- Born: Agnes Stefania Malmsten 16 October 1967 (age 57) Sweden
- Occupation: Art director, graphic designer, film producer, child actor

= Stefania Malmsten =

Swedish art director, graphic designer and film producer

Agnes Stefania Malmsten, born October 16, 1967, in Huddinge, is a Swedish art director, graphic designer, film producer and child actor.

==Career==
Malmsten was born to Bodil Malmsten (1944–2016) and Peter Csihas (1945–2011) in Huddinge, a municipality in Stockholm County in east central Sweden.

She is one of the founders of the magazines Pop and Bibel, followed by a position as art director of Vogue Hommes International in Paris.
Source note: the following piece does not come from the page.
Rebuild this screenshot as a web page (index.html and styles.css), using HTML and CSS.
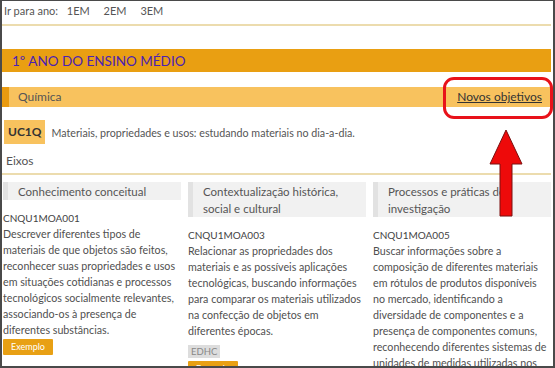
FILE: index.html
```html
<!DOCTYPE html>
<html lang="pt">
<head>
	<meta charset="UTF-8">
	<title>Objetivos - Química</title>
	<link rel="stylesheet" href="styles.css">
</head>
<body>
	<div id="page">
		<div class="anos">
			Ir para ano:
			<a href="#">1EM</a>
			<a href="#">2EM</a>
			<a href="#">3EM</a>
		</div>
		<h2 class="ano">1º ANO DO ENSINO MÉDIO</h2>
		<div class="disciplina">
			<span>Química</span>
			<a href="#" class="novos">Novos objetivos</a>
		</div>
		<div class="uc">
			<span class="uc-cod">UC1Q</span>
			<span class="uc-nome">Materiais, propriedades e usos: estudando materiais no dia-a-dia.</span>
		</div>
		<div class="eixos">Eixos</div>
		<div class="colunas">
			<div class="coluna">
				<h3>Conhecimento conceitual</h3>
				<p class="cod">CNQU1MOA001</p>
				<p class="desc">Descrever diferentes tipos de materiais de que objetos são feitos, reconhecer suas propriedades e usos em situações cotidianas e processos tecnológicos socialmente relevantes, associando-os à presença de diferentes substâncias.</p>
				<span class="btn">Exemplo</span>
			</div>
			<div class="coluna">
				<h3>Contextualização histórica, social e cultural</h3>
				<p class="cod">CNQU1MOA003</p>
				<p class="desc">Relacionar as propriedades dos materiais e as possíveis aplicações tecnológicas, buscando informações para comparar os materiais utilizados na confecção de objetos em diferentes épocas.</p>
				<span class="tag">EDHC</span>
				<span class="btn">Exemplo</span>
			</div>
			<div class="coluna">
				<h3>Processos e práticas de investigação</h3>
				<p class="cod">CNQU1MOA005</p>
				<p class="desc">Buscar informações sobre a composição de diferentes materiais em rótulos de produtos disponíveis no mercado, identificando a diversidade de componentes e a presença de componentes comuns, reconhecendo diferentes sistemas de unidades de medidas utilizadas nos rótulos.</p>
			</div>
		</div>
		<!-- marcação em vermelho por cima da tela -->
		<div class="destaque"></div>
		<svg class="seta" width="40" height="90" viewBox="0 0 40 90">
			<polygon points="20,2 36,36 26,36 26,88 14,88 14,36 4,36" fill="#ee0a0a" stroke="#7a1010" stroke-width="1"/>
		</svg>
	</div>
</body>
</html>
```

FILE: styles.css
```css
*{padding: 0;margin: 0;}
body{
	font-family: Lato, "Open Sans", sans-serif;
	color: #555;
	background: #fff;
}
#page{
	position: relative;
	height: 368px;
	box-sizing: border-box;
	border: 2px solid #4a4a4a;
	border-top-width: 1px;
	overflow: hidden;
	font-size: 12px;
}
.anos{
	padding: 2px 2px 5px;
	font-size: 11px;
	line-height: 16px;
	border-bottom: 2px solid #ecdcae;
	margin-right: 2px;
}
.anos a{
	color: #555;
	text-decoration: none;
	margin-left: 11px;
}
.anos a:first-child{
	margin-left: 6px;
}
.ano{
	margin: 23px 2px 0 0;
	height: 23px;
	line-height: 24px;
	padding-left: 10px;
	background: #e99f12;
	color: #4b22b3;
	font-size: 13.5px;
	font-weight: normal;
}
.disciplina{
	display: flex;
	justify-content: space-between;
	margin: 15px 2px 0 0;
	height: 20px;
	line-height: 20px;
	background: #f8c25e;
	border-left: 7px solid #e99a10;
	padding: 0 9px 0 9px;
}
.novos{
	color: #333;
	text-decoration: underline;
}
.uc{
	display: flex;
	align-items: center;
	gap: 7px;
	margin-top: 13px;
	padding-left: 2px;
}
.uc-cod{
	background: #f8c25e;
	color: #333;
	font-weight: bold;
	padding: 0 3px 0 4px;
	line-height: 24px;
}
.uc-nome{
	font-size: 10.7px;
}
.eixos{
	margin: 8px 2px 0 0;
	padding: 0 4px 3px;
	line-height: 18px;
	border-bottom: 2px solid #ecdcae;
}
.colunas{
	display: grid;
	grid-template-columns: 1fr 1fr 1fr;
	gap: 7px;
	padding: 7px 2px 0 1px;
}
.coluna h3{
	font-size: 11.5px;
	font-weight: normal;
	background: #f1f1f1;
	border-left: 5px solid #e2e2e2;
	padding: 1px 8px 0 10px;
	line-height: 17px;
}
.cod{
	font-size: 10px;
	color: #444;
	margin-top: 10px;
	line-height: 16px;
}
.desc{
	font-size: 10.7px;
	line-height: 16px;
	color: #505050;
}
.btn{
	display: inline-block;
	margin-top: 1px;
	background: #e8a014;
	color: #fff;
	font-size: 9px;
	padding: 0 8px;
	line-height: 16px;
	border-radius: 1px;
}
.coluna:first-child{
	border-bottom: 2px solid #ecdcae;
	padding-bottom: 6px;
}
.tag{
	display: block;
	width: max-content;
	margin-top: 6px;
	background: #ddd;
	color: #888;
	font-size: 9.5px;
	padding: 0 3px;
	line-height: 13px;
}
.tag + .btn{
	margin-top: 3px;
}
.destaque{
	position: absolute;
	left: 441px;
	top: 76px;
	width: 104px;
	height: 36px;
	border: 3px solid #e8121a;
	border-radius: 11px;
}
.seta{
	position: absolute;
	left: 484px;
	top: 127px;
}
```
She has also worked on the design of books and catalogs, graphics for films, and brand identities and campaigns. Malmsten received the Berling Prize, for 2006. She was the creative director of fashion and culture magazine Rodeo, between 2012 and 2015. She is a senior lecturer in Visual Communication at Beckmans College of Design and a board member of Malmstenbutiken in Stockholm.

==Malmsten Hellberg==
In July 2013, Stefania Malmsten and Ulrika Hellberg founded a design studio, Malmsten Hellberg. They used to work in the intersection between fashion and art, where they already have an established network both locally in Sweden and internationally. Their clients include BACK, Färgfabriken, The Hasselblad Foundation, IKEA, Moderna Museet and Story.